If the kingdom of God is revealed in all creation, it’s a blessing that God entrusted each of us with our own community gardens to steward together. We are Pharisees when we act like these are just for ourselves, as if the kingdom of God is just our private walled garden. Because gardens are not meant to live for themselves, but to nourish life that begets more life. So though we are sinners, gardens give us a divinely healthy, carefully curated, flourishing, stewarded place of life-giving-life taste of God’s kingdom. Gardens of plants are the same as gardens of people. People need the right conditions to grow and thrive, too: enough space to grow on their own into who God made them to be, some sunlight, and the water of grace that, yes, only God can provide.

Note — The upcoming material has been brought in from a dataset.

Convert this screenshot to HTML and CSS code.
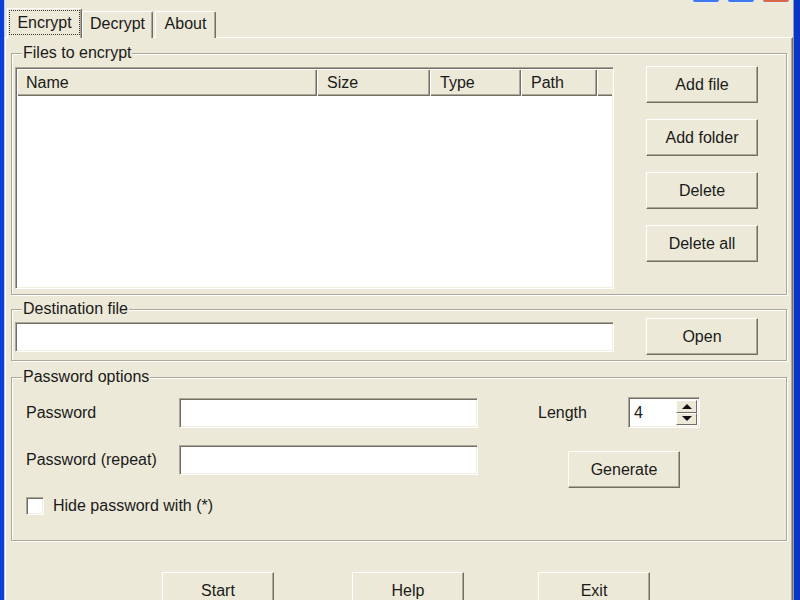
FILE: index.html
```html
<!DOCTYPE html>
<html>
<head>
<meta charset="utf-8">
<link rel="stylesheet" href="styles.css">
</head>
<body>
<div class="window">
  <div class="caption">
    <span class="cb"></span><span class="cb"></span><span class="cb close"></span>
  </div>
  <div class="tabs">
    <div class="tab active"><span>Encrypt</span></div>
    <div class="tab tab-decrypt"><span>Decrypt</span></div>
    <div class="tab tab-about"><span>About</span></div>
  </div>
  <div class="panel">
    <fieldset class="group group-files">
      <legend>Files to encrypt</legend>
      <div class="files-row">
        <div class="listview">
          <div class="lv-header">
            <div class="hcell col-name">Name</div>
            <div class="hcell col-size">Size</div>
            <div class="hcell col-type">Type</div>
            <div class="hcell col-path">Path</div>
            <div class="hcell col-fill"></div>
          </div>
        </div>
        <div class="btncol">
          <button class="btn">Add file</button>
          <button class="btn">Add folder</button>
          <button class="btn">Delete</button>
          <button class="btn">Delete all</button>
        </div>
      </div>
    </fieldset>

    <fieldset class="group group-dest">
      <legend>Destination file</legend>
      <div class="dest-row">
        <div class="input dest-input"></div>
        <button class="btn open-btn">Open</button>
      </div>
    </fieldset>

    <fieldset class="group group-pw">
      <legend>Password options</legend>
      <div class="pw-body">
        <div class="pw-left">
          <div class="field field-first">
            <span class="label">Password</span>
            <div class="input pw-input"></div>
          </div>
          <div class="field field-second">
            <span class="label">Password (repeat)</span>
            <div class="input pw-input"></div>
          </div>
          <div class="check-row">
            <span class="checkbox"></span>
            <span class="check-label">Hide password with (*)</span>
          </div>
        </div>
        <div class="pw-right">
          <div class="length-row">
            <span class="label">Length</span>
            <div class="spinner">
              <span class="spin-value">4</span>
              <div class="spin-btns">
                <span class="spin-up"></span>
                <span class="spin-down"></span>
              </div>
            </div>
          </div>
          <button class="btn generate">Generate</button>
        </div>
      </div>
    </fieldset>

    <div class="bottom-row">
      <button class="btn">Start</button>
      <button class="btn btn-help">Help</button>
      <button class="btn btn-exit">Exit</button>
    </div>
  </div>
</div>
</body>
</html>
```

FILE: styles.css
```css
html, body {
  margin: 0;
  padding: 0;
}
body {
  width: 800px;
  height: 600px;
  overflow: hidden;
  background: #ece9d8;
  font-family: "Liberation Sans", Arial, sans-serif;
  font-size: 16px;
  color: #1a1a1a;
}
.window {
  box-sizing: border-box;
  width: 800px;
  height: 600px;
  overflow: hidden;
  display: flex;
  flex-direction: column;
  background: #ece9d8;
  border-left: 4px solid #0b3fd6;
  border-right: 6px solid #0a36c8;
  box-shadow: inset 1px 0 0 #b9cdf4, inset -1px 0 0 #8f9bb8;
}
.caption {
  height: 3px;
  display: flex;
  justify-content: flex-end;
  gap: 7px;
  padding-right: 4px;
  flex: none;
}
.cb {
  box-sizing: border-box;
  width: 28px;
  height: 3px;
  background: #3f78ee;
  border: 1px solid #e6eefc;
  border-top: none;
  border-radius: 0 0 3px 3px;
}
.cb.close {
  background: #d8674a;
}
.tabs {
  flex: none;
  display: flex;
  align-items: flex-end;
  height: 30px;
  margin-top: 5px;
  padding-left: 3px;
  position: relative;
  z-index: 2;
}
.tab {
  box-sizing: border-box;
  height: 27px;
  display: flex;
  align-items: center;
  justify-content: center;
  border-top: 1px solid #ffffff;
  border-left: 1px solid #ffffff;
  border-right: 1px solid #716f64;
  box-shadow: inset -1px 0 0 #aca899;
  border-radius: 2px 2px 0 0;
  background: #ece9d8;
  padding-bottom: 2px;
}
.tab.active {
  width: 75px;
  height: 30px;
  padding-bottom: 3px;
}
.tab.active span {
  box-sizing: border-box;
  width: 71px;
  height: 25px;
  display: flex;
  align-items: center;
  justify-content: center;
  outline: 1px dotted #333;
  outline-offset: -1px;
  margin-top: 1px;
}
.tab-decrypt {
  width: 71px;
}
.tab-about {
  width: 61px;
  margin-left: 2px;
}
.panel {
  flex: none;
  box-sizing: border-box;
  height: 620px;
  margin: -1px 1px 0 1px;
  border-top: 1px solid #ffffff;
  border-left: 1px solid #ffffff;
  border-right: 1px solid #716f64;
  box-shadow: inset -1px 0 0 #aca899;
  position: relative;
  z-index: 1;
  display: flex;
  flex-direction: column;
}
.group {
  margin: 0 5px;
  padding: 0;
  min-width: 0;
  border: 1px solid #aca899;
  box-shadow: inset 1px 1px 0 #ffffff, 1px 1px 0 #ffffff;
}
.group legend {
  margin-left: 10px;
  padding: 0 1px;
  line-height: 18px;
  background: #ece9d8;
}
.group-files {
  margin-top: 6px;
}
.files-row {
  display: flex;
  align-items: flex-start;
  padding: 0 0 5px 3px;
}
.listview {
  box-sizing: border-box;
  width: 599px;
  height: 222px;
  margin-top: 5px;
  background: #ffffff;
  border-top: 1px solid #aca899;
  border-left: 1px solid #aca899;
  border-right: 1px solid #ffffff;
  border-bottom: 1px solid #ffffff;
  box-shadow: inset 1px 1px 0 #716f64, inset -1px -1px 0 #f1efe2;
  padding: 1px;
}
.lv-header {
  display: flex;
  height: 27px;
}
.hcell {
  box-sizing: border-box;
  height: 27px;
  background: #ece9d8;
  padding-left: 10px;
  display: flex;
  align-items: center;
  box-shadow: inset 1px 1px 0 #ffffff, inset -1px -1px 0 #716f64, inset -2px -2px 0 #aca899;
}
.col-name { width: 300px; padding-left: 9px; }
.col-size { width: 113px; }
.col-type { width: 91px; }
.col-path { width: 76px; }
.col-fill { flex: 1; box-shadow: inset 1px 1px 0 #ffffff, inset 0 -1px 0 #716f64, inset 0 -2px 0 #aca899; }

.btn {
  box-sizing: border-box;
  font-family: inherit;
  font-size: 16px;
  color: #1a1a1a;
  width: 112px;
  height: 37px;
  padding: 0;
  background: #ece9d8;
  border-top: 1px solid #ffffff;
  border-left: 1px solid #ffffff;
  border-right: 1px solid #716f64;
  border-bottom: 1px solid #716f64;
  box-shadow: inset -1px -1px 0 #aca899;
  border-radius: 0;
}
.btncol {
  display: flex;
  flex-direction: column;
  gap: 16px;
  margin-left: 32px;
  margin-top: 4px;
}
.group-dest {
  margin-top: 5px;
}
.dest-row {
  display: flex;
  align-items: flex-start;
  padding: 0 0 5px 3px;
}
.input {
  box-sizing: border-box;
  height: 30px;
  background: #ffffff;
  border-top: 1px solid #aca899;
  border-left: 1px solid #aca899;
  border-right: 1px solid #ffffff;
  border-bottom: 1px solid #ffffff;
  box-shadow: inset 1px 1px 0 #716f64, inset -1px -1px 0 #f1efe2;
}
.dest-input {
  width: 599px;
  margin-top: 4px;
}
.open-btn {
  margin-left: 32px;
}
.group-pw {
  margin-top: 7px;
}
.pw-body {
  display: flex;
  align-items: flex-start;
  padding: 0 0 25px 14px;
}
.pw-left {
  width: 452px;
}
.field {
  display: flex;
  align-items: center;
  height: 30px;
}
.field-first { margin-top: 12px; }
.field-second { margin-top: 17px; }
.field .label {
  width: 153px;
}
.pw-input {
  width: 299px;
}
.check-row {
  display: flex;
  align-items: center;
  margin-top: 22px;
  height: 18px;
}
.checkbox {
  box-sizing: border-box;
  width: 18px;
  height: 18px;
  background: #ffffff;
  border-top: 1px solid #aca899;
  border-left: 1px solid #aca899;
  border-right: 1px solid #ffffff;
  border-bottom: 1px solid #ffffff;
  box-shadow: inset 1px 1px 0 #716f64, inset -1px -1px 0 #f1efe2;
}
.check-label {
  margin-left: 9px;
}
.pw-right {
  margin-left: 60px;
  margin-top: 11px;
}
.length-row {
  display: flex;
  align-items: center;
  height: 31px;
}
.length-row .label {
  width: 90px;
}
.spinner {
  box-sizing: border-box;
  width: 72px;
  height: 31px;
  display: flex;
  align-items: center;
  justify-content: space-between;
  background: #ffffff;
  border-top: 1px solid #aca899;
  border-left: 1px solid #aca899;
  border-right: 1px solid #ffffff;
  border-bottom: 1px solid #ffffff;
  box-shadow: inset 1px 1px 0 #716f64, inset -1px -1px 0 #f1efe2;
  padding: 2px 2px 2px 5px;
}
.spin-value {
  line-height: 18px;
}
.spin-btns {
  width: 21px;
  height: 25px;
  display: flex;
  flex-direction: column;
}
.spin-up, .spin-down {
  box-sizing: border-box;
  flex: 1;
  background: #ece9d8;
  border-top: 1px solid #ffffff;
  border-left: 1px solid #ffffff;
  border-right: 1px solid #716f64;
  border-bottom: 1px solid #716f64;
  display: flex;
  align-items: center;
  justify-content: center;
}
.spin-up::before {
  content: "";
  border-left: 5px solid transparent;
  border-right: 5px solid transparent;
  border-bottom: 5px solid #111;
}
.spin-down::before {
  content: "";
  border-left: 5px solid transparent;
  border-right: 5px solid transparent;
  border-top: 5px solid #111;
}
.generate {
  margin-top: 23px;
  margin-left: 30px;
}
.bottom-row {
  display: flex;
  padding-left: 156px;
  margin-top: 31px;
}
.btn-help {
  margin-left: 78px;
}
.btn-exit {
  margin-left: 74px;
}
```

But Christian love can be as simple as living like a $13 adjustable hose, spreading God’s grace to wherever the soil is dry. All Christians are called to water our community gardens as Christ poured and pours and pours his love on us.
I love the first line of our Doxology, “Praise God from whom all blessings flow.” Don’t pack yourselves in so tight that your blessings become a muddy pool. Let your blessings flow. You are saturated with grace. So let his blessings flow. Don’t be a puddle! Let his blessings flow. Amen.